**DATA EXCERPT:**
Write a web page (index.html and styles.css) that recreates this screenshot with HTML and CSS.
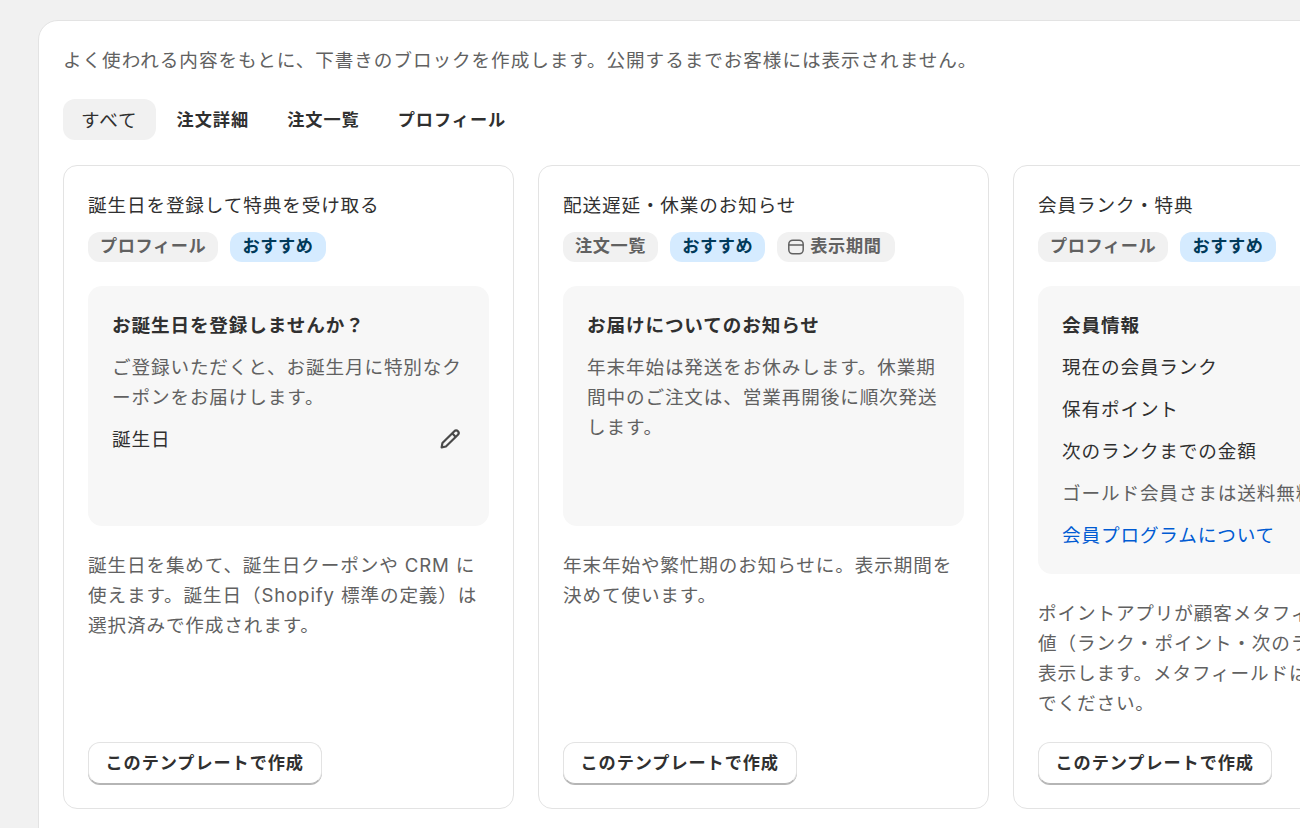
FILE: index.html
```html
<!DOCTYPE html>
<html lang="ja">
<head>
    <meta charset="UTF-8">
    <meta name="viewport" content="width=device-width, initial-scale=1.0">
    <title>テンプレート</title>
    <link rel="stylesheet" href="styles.css">
</head>
<body>
    <div class="panel">
        <p class="intro">よく使われる内容をもとに、下書きのブロックを作成します。公開するまでお客様には表示されません。</p>

        <div class="tabs">
            <button class="tab tab-active">すべて</button>
            <button class="tab">注文詳細</button>
            <button class="tab">注文一覧</button>
            <button class="tab">プロフィール</button>
        </div>

        <div class="cards">
            <div class="card">
                <div class="card-title">誕生日を登録して特典を受け取る</div>
                <div class="tags">
                    <span class="tag">プロフィール</span>
                    <span class="tag tag-blue">おすすめ</span>
                </div>
                <div class="preview">
                    <div class="preview-title">お誕生日を登録しませんか？</div>
                    <p class="preview-note">ご登録いただくと、お誕生月に特別なクーポンをお届けします。</p>
                    <div class="preview-field">
                        <span>誕生日</span>
                        <svg class="pencil" viewBox="0 0 20 20" width="24" height="24" fill="none" stroke="#4a4a4a" stroke-width="1.8" stroke-linejoin="round">
                            <path d="M3 17l.7-3.6L13.6 3.5a2.1 2.1 0 0 1 3 0c.8.8.8 2.1 0 2.9L6.6 16.3z"/>
                            <path d="M11.8 5.3l3 3"/>
                        </svg>
                    </div>
                </div>
                <p class="card-desc">誕生日を集めて、誕生日クーポンや CRM に使えます。誕生日（Shopify 標準の定義）は選択済みで作成されます。</p>
                <button class="create-btn">このテンプレートで作成</button>
            </div>

            <div class="card">
                <div class="card-title">配送遅延・休業のお知らせ</div>
                <div class="tags">
                    <span class="tag">注文一覧</span>
                    <span class="tag tag-blue">おすすめ</span>
                    <span class="tag tag-icon">
                        <svg viewBox="0 0 18 18" width="18" height="18" fill="none" stroke="#616161" stroke-width="1.5">
                            <rect x="1.8" y="2.2" width="14.4" height="13.6" rx="4"/>
                            <path d="M1.8 7h14.4"/>
                        </svg>
                        表示期間
                    </span>
                </div>
                <div class="preview">
                    <div class="preview-title">お届けについてのお知らせ</div>
                    <p class="preview-note">年末年始は発送をお休みします。休業期間中のご注文は、営業再開後に順次発送します。</p>
                </div>
                <p class="card-desc">年末年始や繁忙期のお知らせに。表示期間を決めて使います。</p>
                <button class="create-btn">このテンプレートで作成</button>
            </div>

            <div class="card">
                <div class="card-title">会員ランク・特典</div>
                <div class="tags">
                    <span class="tag">プロフィール</span>
                    <span class="tag tag-blue">おすすめ</span>
                </div>
                <div class="preview">
                    <div class="preview-title">会員情報</div>
                    <div class="preview-row">現在の会員ランク</div>
                    <div class="preview-row">保有ポイント</div>
                    <div class="preview-row">次のランクまでの金額</div>
                    <p class="preview-note">ゴールド会員さまは送料無料です。</p>
                    <a class="preview-link" href="#">会員プログラムについて</a>
                </div>
                <p class="card-desc">ポイントアプリが顧客メタフィールドに保存<br>値（ランク・ポイント・次のランクなど）を<br>表示します。メタフィールドは編集しない<br>でください。</p>
                <button class="create-btn">このテンプレートで作成</button>
            </div>
        </div>
    </div>
</body>
</html>
```

FILE: styles.css
```css
* {
    box-sizing: border-box;
}

body {
    margin: 0;
    height: 828px;
    padding: 20px 0 0 38px;
    overflow: hidden;
    background-color: #f1f1f1;
    color: #303030;
    font-family: 'Inter', 'Noto Sans CJK JP', sans-serif;
    font-size: 18.6px;
    line-height: 30px;
    letter-spacing: 0.88px;
}

p {
    margin: 0;
}

.panel {
    width: 1500px;
    height: 900px;
    padding: 24px;
    background-color: #fff;
    border: 1px solid #e3e3e3;
    border-radius: 20px;
}

.intro {
    color: #616161;
    letter-spacing: 0.95px;
}

.tabs {
    display: flex;
    gap: 3px;
    margin-top: 24px;
    margin-bottom: 25px;
}

.tab {
    height: 41px;
    padding: 0 17px 2px 18px;
    background: none;
    border: none;
    border-radius: 12px;
    color: #303030;
    font-family: inherit;
    font-size: 17.2px;
    font-weight: 700;
    letter-spacing: 0.95px;
}

.tab-active {
    padding-right: 18px;
    background-color: #f1f1f1;
    font-size: 18.6px;
    font-weight: 400;
}

.cards {
    display: flex;
    gap: 24px;
}

.card {
    display: flex;
    flex-direction: column;
    flex: none;
    width: 451px;
    padding: 24px;
    background-color: #fff;
    border: 1px solid #e3e3e3;
    border-radius: 14px;
}

.tags {
    display: flex;
    gap: 12px;
    margin-top: 12px;
}

.tag {
    display: flex;
    align-items: center;
    height: 30px;
    padding: 0 12px 2px;
    background-color: #f1f1f1;
    border-radius: 12px;
    color: #616161;
    font-size: 17.2px;
    font-weight: 700;
    letter-spacing: 0.6px;
}

.tag-blue {
    background-color: #d5ebff;
    color: #003a5a;
}

.tag-icon {
    gap: 5px;
    padding-left: 10px;
    padding-right: 14px;
}

.tag-icon svg {
    margin-top: 2px;
}

.preview {
    display: flex;
    flex-direction: column;
    gap: 12px;
    min-height: 240px;
    margin-top: 24px;
    padding: 24px;
    background-color: #f7f7f7;
    border-radius: 14px;
}

.preview-title {
    font-weight: 700;
}

.preview-note {
    color: #616161;
}

.preview-field {
    display: flex;
    justify-content: space-between;
    align-items: center;
    height: 30px;
}

.pencil {
    margin-right: 3px;
}

.preview-link {
    color: #005bd3;
    text-decoration: none;
}

.card-desc {
    flex: 1;
    margin-top: 24px;
    margin-bottom: 24px;
    color: #616161;
}

.create-btn {
    align-self: flex-start;
    height: 42px;
    padding: 0 17.5px 4px 16.5px;
    background-color: #fff;
    border: 1px solid #e3e3e3;
    border-bottom-color: #b5b5b5;
    border-radius: 12px;
    box-shadow: 0 1px 0 #b5b5b5;
    color: #303030;
    font-family: inherit;
    font-size: 17.2px;
    font-weight: 700;
    letter-spacing: 0.9px;
}
```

**AIM OF THE TASK:**
Select every line of the material above holding the word "index" and copy it.

**ANSWER TO THIS PROBLEM:**
Write a web page (index.html and styles.css) that recreates this screenshot with HTML and CSS.
FILE: index.html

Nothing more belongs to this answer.